Find every line of the listing below where "that" appears, and copy it.
┌─ Collected material
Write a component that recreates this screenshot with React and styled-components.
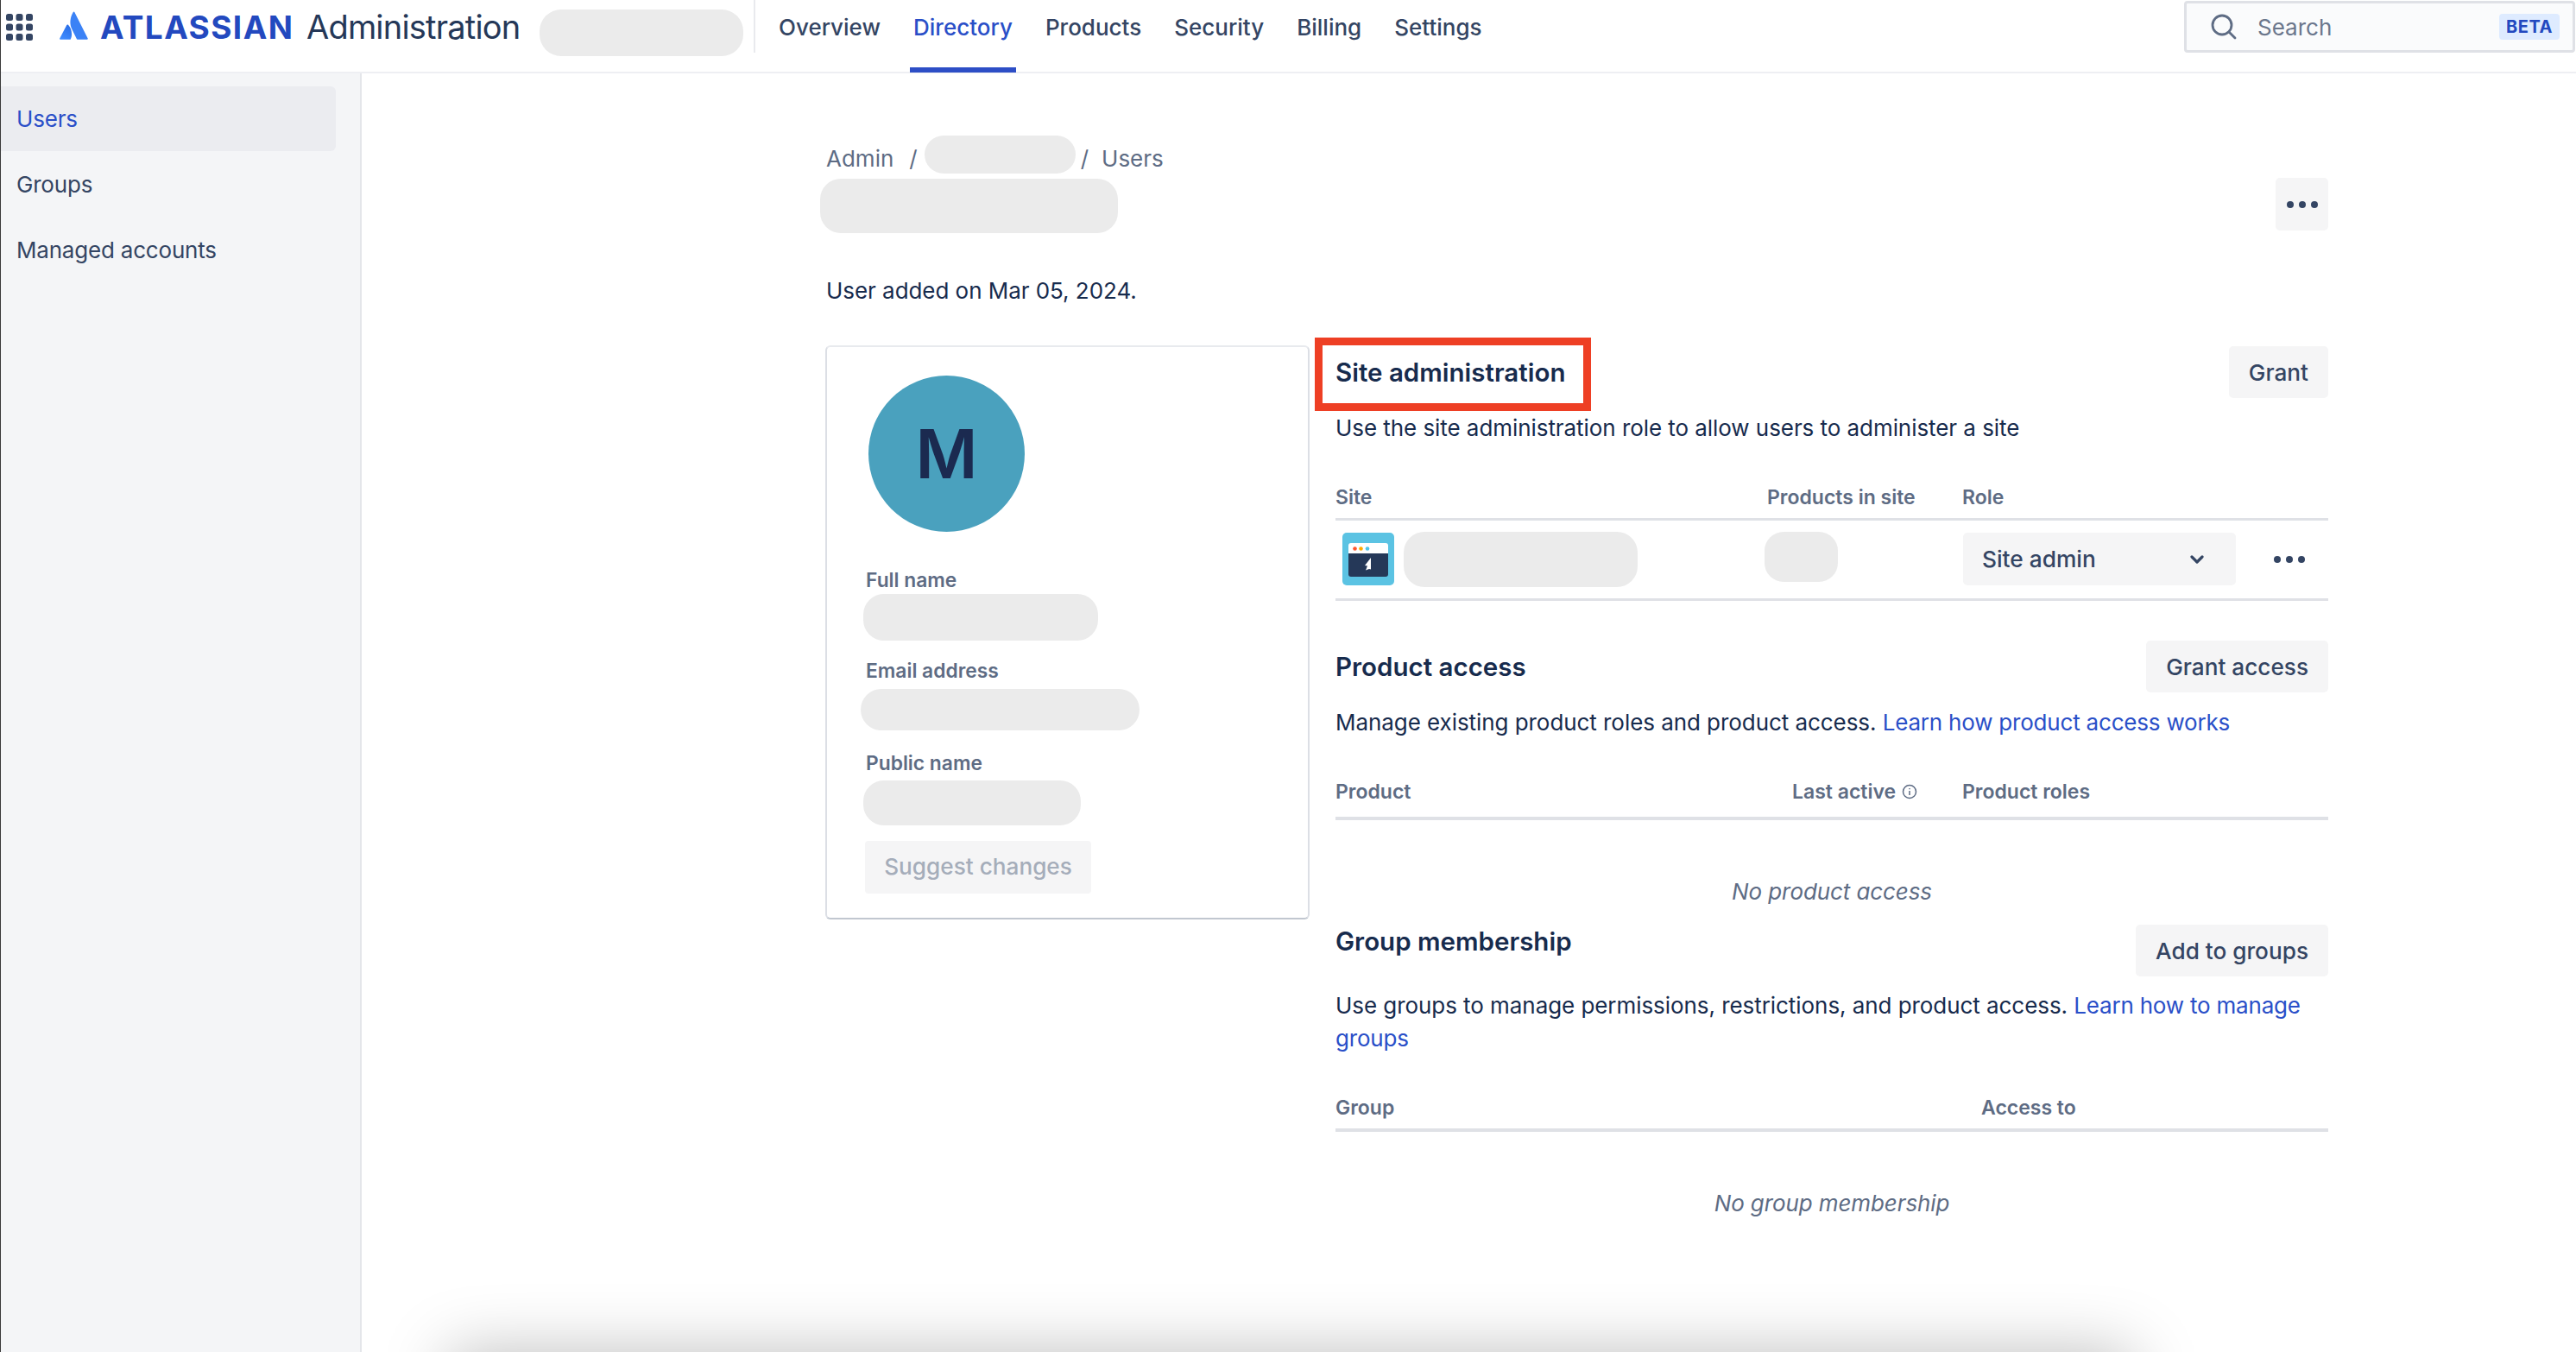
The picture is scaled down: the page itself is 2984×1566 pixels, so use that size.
import React from "react";
import styled, { createGlobalStyle } from "styled-components";

const Global = createGlobalStyle`
  html, body { margin: 0; padding: 0; background: #fff; }
  body { font-family: Inter, "Liberation Sans", sans-serif; color: #172b4d; -webkit-font-smoothing: antialiased; }
  * { box-sizing: border-box; }
`;

const Page = styled.div`
  position: relative;
  width: 2984px;
  height: 1566px;
  overflow: hidden;
  background: #fff;
  &::before {
    content: "";
    position: absolute;
    z-index: 3;
    left: 0;
    top: 0;
    bottom: 0;
    width: 1px;
    background: #3a3a3a;
  }
`;

const FloatingShadow = styled.div`
  position: absolute;
  left: 520px;
  width: 1950px;
  bottom: -100px;
  height: 100px;
  box-shadow: 0 0 76px rgba(0, 0, 0, 0.26);
`;

const Header = styled.header`
  display: flex;
  align-items: flex-start;
  height: 85px;
  padding-left: 7px;
  border-bottom: 2px solid #eeeff3;
`;

const GridIcon = styled.svg`
  width: 31px;
  height: 31px;
  margin-top: 16px;
  margin-right: 31px;
  flex: none;
`;

const LogoMark = styled.svg`
  width: 34px;
  height: 33px;
  margin-top: 13px;
  margin-right: 13px;
  flex: none;
`;

const LogoWord = styled.span`
  width: 224px;
  font-size: 37px;
  line-height: 64px;
  font-weight: 700;
  letter-spacing: 1.4px;
  color: #2349bf;
  margin-right: 15px;
  white-space: nowrap;
`;

const ProductName = styled.span`
  width: 248px;
  font-size: 38px;
  line-height: 62px;
  letter-spacing: -0.8px;
  color: #253858;
  margin-right: 22px;
  white-space: nowrap;
`;

const Redacted = styled.div`
  flex: none;
  width: ${(p) => p.$w}px;
  height: ${(p) => p.$h}px;
  border-radius: ${(p) => p.$r || 24}px;
  background: #ebebeb;
  margin: ${(p) => p.$m || "0"};
`;

const Divider = styled.div`
  width: 2px;
  height: 61px;
  background: #e9eaee;
  margin-left: 12px;
  margin-right: 23px;
`;

const Tabs = styled.nav`
  display: flex;
  gap: 30px;
`;

const Tab = styled.a`
  display: flex;
  align-items: center;
  height: 84px;
  padding: 0 4px 16px;
  font-size: 26px;
  font-weight: 500;
  white-space: nowrap;
  color: ${(p) => (p.$active ? "#2a4fc8" : "#344563")};
  border-bottom: 6px solid ${(p) => (p.$active ? "#2d4ec6" : "transparent")};
`;

const SearchBox = styled.div`
  display: flex;
  align-items: center;
  width: 453px;
  height: 60px;
  margin: 1px 1px 0 auto;
  padding: 0 15px 0 28px;
  border: 3px solid #dfe1e6;
  border-radius: 4px;
  background: #fafbfc;
`;

const SearchIcon = styled.svg`
  width: 30px;
  height: 30px;
  flex: none;
  margin-right: 24px;
`;

const SearchText = styled.span`
  flex: 1;
  font-size: 26px;
  color: #6b778c;
`;

const Beta = styled.span`
  display: flex;
  align-items: center;
  justify-content: center;
  width: 70px;
  height: 30px;
  border-radius: 4px;
  background: #deebff;
  font-size: 20px;
  font-weight: 700;
  letter-spacing: 0.5px;
  color: #2349bf;
`;

const Body = styled.div`
  display: grid;
  grid-template-columns: 419px 1fr;
  height: 1481px;
`;

const Sidebar = styled.aside`
  display: flex;
  flex-direction: column;
  gap: 1px;
  padding-top: 15px;
  background: #f4f5f7;
  border-right: 2px solid #e4e6ea;
`;

const SideItem = styled.a`
  display: flex;
  align-items: center;
  width: 389px;
  height: 75px;
  padding-left: 19px;
  border-radius: 0 6px 6px 0;
  font-size: 26px;
  letter-spacing: -0.2px;
  color: ${(p) => (p.$active ? "#2a4fc8" : "#344563")};
  background: ${(p) => (p.$active ? "#ebecf0" : "transparent")};
`;

const Main = styled.main`
  padding: 72px 287px 0 538px;
`;

const Crumbs = styled.div`
  display: flex;
  height: 44px;
`;

const Crumb = styled.span`
  padding-top: 11px;
  font-size: 26px;
  line-height: 32px;
  color: #5e6c84;
  white-space: nowrap;
`;

const Slash = styled(Crumb)`
  margin: ${(p) => p.$m};
`;

const TitleRow = styled.div`
  display: flex;
  justify-content: space-between;
  height: 63px;
  margin: 6px 0 0 -7px;
`;

const MoreButton = styled.button`
  display: flex;
  align-items: center;
  justify-content: center;
  gap: 6px;
  width: 61px;
  height: 61px;
  margin-top: -1px;
  padding: 0;
  border: 0;
  border-radius: 5px;
  background: #f5f5f6;
`;

const Dot = styled.i`
  width: 8px;
  height: 8px;
  border-radius: 50%;
  background: #344563;
`;

const Added = styled.p`
  margin: 51px 0 0;
  font-size: 26px;
  line-height: 32px;
  letter-spacing: -0.05px;
  color: #172b4d;
`;

const Columns = styled.div`
  display: grid;
  grid-template-columns: 561px 1150px;
  column-gap: 30px;
  margin: 47px 0 0 -1px;
`;

const ProfileCard = styled.section`
  align-self: start;
  height: 665px;
  padding: 33px 0 0 45px;
  border: 2px solid #dcdfe5;
  border-top-color: #e8eaee;
  border-bottom-color: #c1c7d0;
  border-radius: 6px;
`;

const Avatar = styled.div`
  display: flex;
  align-items: center;
  justify-content: center;
  width: 181px;
  height: 181px;
  margin-left: 3px;
  border-radius: 50%;
  background: #4aa1be;
  color: #1b2a50;
  font-size: 78px;
  font-weight: 600;
`;

const FieldLabel = styled.div`
  height: 30px;
  margin-top: ${(p) => p.$top}px;
  font-size: 22.8px;
  line-height: 30px;
  font-weight: 600;
  color: #5e6c84;
`;

const SuggestButton = styled.button`
  display: block;
  width: 262px;
  height: 61px;
  margin: 18px 0 0 -1px;
  padding: 0 0 2px;
  border: 0;
  border-radius: 4px;
  background: #f5f5f6;
  font-family: inherit;
  font-size: 26.2px;
  font-weight: 500;
  color: #a5adba;
`;

const Details = styled.div`
  padding-top: 1px;
`;

const SectionHead = styled.div`
  display: flex;
  justify-content: space-between;
  align-items: ${(p) => (p.$top ? "flex-start" : "center")};
  height: 60px;
  margin-top: ${(p) => p.$mt || 0}px;
`;

const SectionTitle = styled.h2`
  position: relative;
  margin: 0;
  font-size: 29.5px;
  line-height: 38px;
  font-weight: 600;
  color: #172b4d;
`;

const Callout = styled.span`
  position: absolute;
  left: -24px;
  top: -21px;
  width: 320px;
  height: 85px;
  border: 9px solid #ee3f24;
  pointer-events: none;
`;

const ActionButton = styled.button`
  height: 60px;
  padding: 0 23px;
  border: 0;
  border-radius: 5px;
  background: #f5f5f6;
  font-family: inherit;
  font-size: 26.2px;
  font-weight: 500;
  color: #344563;
`;

const Description = styled.p`
  margin: ${(p) => p.$mt || 16}px 0 0;
  font-size: 26px;
  letter-spacing: -0.06px;
  line-height: 38px;
  color: #172b4d;
`;

const DocLink = styled.a`
  letter-spacing: -0.2px;
  color: #2a4fc8;
`;

const TableHead = styled.div`
  display: grid;
  grid-template-columns: ${(p) => p.$cols};
  height: ${(p) => p.$h}px;
  margin-top: 46px;
  border-bottom: ${(p) => p.$b || 3}px solid #dfe1e6;
`;

const HeadCell = styled.span`
  display: flex;
  align-items: center;
  gap: 7px;
  height: 30px;
  font-size: 23px;
  font-weight: 600;
  color: #5e6c84;
`;

const InfoIcon = styled.svg`
  width: 18px;
  height: 18px;
  flex: none;
`;

const SiteRow = styled.div`
  display: grid;
  grid-template-columns: 497px 230px 1fr;
  height: 93px;
  padding-top: 14px;
  border-bottom: 3px solid #dfe1e6;
`;

const SiteCell = styled.div`
  display: flex;
  align-items: flex-start;
  padding-left: ${(p) => p.$pad || 0}px;
`;

const SiteIcon = styled.svg`
  width: 60px;
  height: 61px;
  flex: none;
`;

const RoleSelect = styled.div`
  display: flex;
  align-items: center;
  justify-content: space-between;
  width: 316px;
  height: 61px;
  padding: 0 37px 0 22px;
  border-radius: 5px;
  background: #f5f5f6;
  font-size: 26.3px;
  font-weight: 500;
  color: #344563;
`;

const Chevron = styled.svg`
  width: 16px;
  height: 12px;
`;

const RowMore = styled.div`
  display: flex;
  align-items: center;
  gap: 6px;
  height: 61px;
  margin-left: 44px;
`;

const EmptyText = styled.p`
  margin: 64px 0 0;
  font-size: 26px;
  letter-spacing: -0.1px;
  line-height: 38px;
  font-style: italic;
  text-align: center;
  color: #5e6c84;
`;

const Dots = () => (
  <>
    <Dot />
    <Dot />
    <Dot />
  </>
);

const Grid = () => (
  <GridIcon viewBox="0 0 31 31" fill="#344563">
    {[0, 11.5, 23].map((y) =>
      [0, 11.5, 23].map((x) => <rect key={`${x}-${y}`} x={x} y={y} width="8" height="8" rx="2.5" />)
    )}
  </GridIcon>
);

const Logo = () => (
  <LogoMark viewBox="0 0 34 33">
    <defs>
      <linearGradient id="atl" x1="13" y1="18" x2="4" y2="33" gradientUnits="userSpaceOnUse">
        <stop offset="0" stopColor="#2a6fe8" />
        <stop offset="1" stopColor="#3f8cff" />
      </linearGradient>
    </defs>
    <path
      d="M10 15.8c-.5-.6-1.3-.5-1.7.2L.2 31.6c-.3.6.1 1.2.7 1.2H12c.4 0 .7-.2.9-.6 2.4-5 1-12.7-2.9-16.4z"
      fill="url(#atl)"
    />
    <path
      d="M15.8 1c-4 6.6-4.3 14-1.5 19.8l5.5 11.3c.2.4.5.7.9.7h11.3c.6 0 1-.6.7-1.2L17.3 1c-.3-.7-1.1-.7-1.5 0z"
      fill="#3b82f6"
    />
  </LogoMark>
);

const Site = () => (
  <SiteIcon viewBox="0 0 60 61">
    <rect width="60" height="61" rx="5" fill="#5bc3e3" />
    <path d="M7 15a3 3 0 0 1 3-3h40a3 3 0 0 1 3 3v9H7z" fill="#fff" />
    <path d="M7 24h46v24a3 3 0 0 1-3 3H10a3 3 0 0 1-3-3z" fill="#253858" />
    <circle cx="14.5" cy="18.5" r="2.3" fill="#ff5630" />
    <circle cx="21.5" cy="18.5" r="2.3" fill="#ffab00" />
    <circle cx="29" cy="18.5" r="2.3" fill="#4fc3e8" />
    <path d="M33 29l-7 9 3 .5-2 5 4-1.5 2 .5z" fill="#fff" />
  </SiteIcon>
);

export default function App() {
  return (
    <Page>
      <Global />
      <Header>
        <Grid />
        <Logo />
        <LogoWord>ATLASSIAN</LogoWord>
        <ProductName>Administration</ProductName>
        <Redacted $w={236} $h={54} $r={25} $m="11px 0 0" />
        <Divider />
        <Tabs>
          <Tab>Overview</Tab>
          <Tab $active>Directory</Tab>
          <Tab>Products</Tab>
          <Tab>Security</Tab>
          <Tab>Billing</Tab>
          <Tab>Settings</Tab>
        </Tabs>
        <SearchBox>
          <SearchIcon viewBox="0 0 30 30" fill="none" stroke="#5e6c84" strokeWidth="2.8">
            <circle cx="13" cy="13" r="11" />
            <path d="M21 21l7 7" strokeLinecap="round" />
          </SearchIcon>
          <SearchText>Search</SearchText>
          <Beta>BETA</Beta>
        </SearchBox>
      </Header>
      <Body>
        <Sidebar>
          <SideItem $active>Users</SideItem>
          <SideItem>Groups</SideItem>
          <SideItem>Managed accounts</SideItem>
        </Sidebar>
        <Main>
          <Crumbs>
            <Crumb>Admin</Crumb>
            <Slash $m="0 8px 0 18px">/</Slash>
            <Redacted $w={175} $h={44} $r={22} />
            <Slash $m="0 15px 0 6px">/</Slash>
            <Crumb>Users</Crumb>
          </Crumbs>
          <TitleRow>
            <Redacted $w={345} $h={63} $r={24} />
            <MoreButton aria-label="More">
              <Dots />
            </MoreButton>
          </TitleRow>
          <Added>User added on Mar 05, 2024.</Added>
          <Columns>
            <ProfileCard>
              <Avatar>M</Avatar>
              <FieldLabel $top={41}>Full name</FieldLabel>
              <Redacted $w={272} $h={54} $r={24} $m="1px 0 0 -3px" />
              <FieldLabel $top={20}>Email address</FieldLabel>
              <Redacted $w={323} $h={48} $r={24} $m="6px 0 0 -6px" />
              <FieldLabel $top={23}>Public name</FieldLabel>
              <Redacted $w={252} $h={52} $r={24} $m="5px 0 0 -3px" />
              <SuggestButton>Suggest changes</SuggestButton>
            </ProfileCard>
            <Details>
              <SectionHead>
                <SectionTitle>
                  Site administration
                  <Callout />
                </SectionTitle>
                <ActionButton>Grant</ActionButton>
              </SectionHead>
              <Description>Use the site administration role to allow users to administer a site</Description>
              <TableHead $cols="500px 226px 1fr" $h={42}>
                <HeadCell>Site</HeadCell>
                <HeadCell>Products in site</HeadCell>
                <HeadCell>Role</HeadCell>
              </TableHead>
              <SiteRow>
                <SiteCell $pad={8}>
                  <Site />
                  <Redacted $w={271} $h={64} $r={24} $m="-1px 0 0 11px" />
                </SiteCell>
                <SiteCell>
                  <Redacted $w={85} $h={58} $r={22} $m="-1px 0 0" />
                </SiteCell>
                <SiteCell>
                  <RoleSelect>
                    Site admin
                    <Chevron viewBox="0 0 16 12" fill="none" stroke="#344563" strokeWidth="3.2">
                      <path d="M2 3l6 6 6-6" strokeLinecap="round" strokeLinejoin="round" />
                    </Chevron>
                  </RoleSelect>
                  <RowMore>
                    <Dots />
                  </RowMore>
                </SiteCell>
              </SiteRow>

              <SectionHead $mt={46}>
                <SectionTitle>Product access</SectionTitle>
                <ActionButton>Grant access</ActionButton>
              </SectionHead>
              <Description>
                Manage existing product roles and product access. <DocLink>Learn how product access works</DocLink>
              </Description>
              <TableHead $cols="529px 197px 1fr" $h={48} $b={4}>
                <HeadCell>Product</HeadCell>
                <HeadCell>
                  Last active
                  <InfoIcon viewBox="0 0 18 18" fill="none" stroke="#5e6c84" strokeWidth="1.5">
                    <circle cx="9" cy="9" r="7.5" />
                    <path d="M9 8v5M9 5v1.2" />
                  </InfoIcon>
                </HeadCell>
                <HeadCell>Product roles</HeadCell>
              </TableHead>
              <EmptyText>No product access</EmptyText>

              <SectionHead $mt={19} $top>
                <SectionTitle>Group membership</SectionTitle>
                <ActionButton>Add to groups</ActionButton>
              </SectionHead>
              <Description $mt={15}>
                Use groups to manage permissions, restrictions, and product access.{" "}
                <DocLink>Learn how to manage groups</DocLink>
              </Description>
              <TableHead $cols="748px 1fr" $h={43} $b={4}>
                <HeadCell>Group</HeadCell>
                <HeadCell>Access to</HeadCell>
              </TableHead>
              <EmptyText>No group membership</EmptyText>
            </Details>
          </Columns>
        </Main>
      </Body>
      <FloatingShadow />
    </Page>
  );
}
└─
# Answer to this task:
Write a component that recreates this screenshot with React and styled-components.
The picture is scaled down: the page itself is 2984×1566 pixels, so use that size.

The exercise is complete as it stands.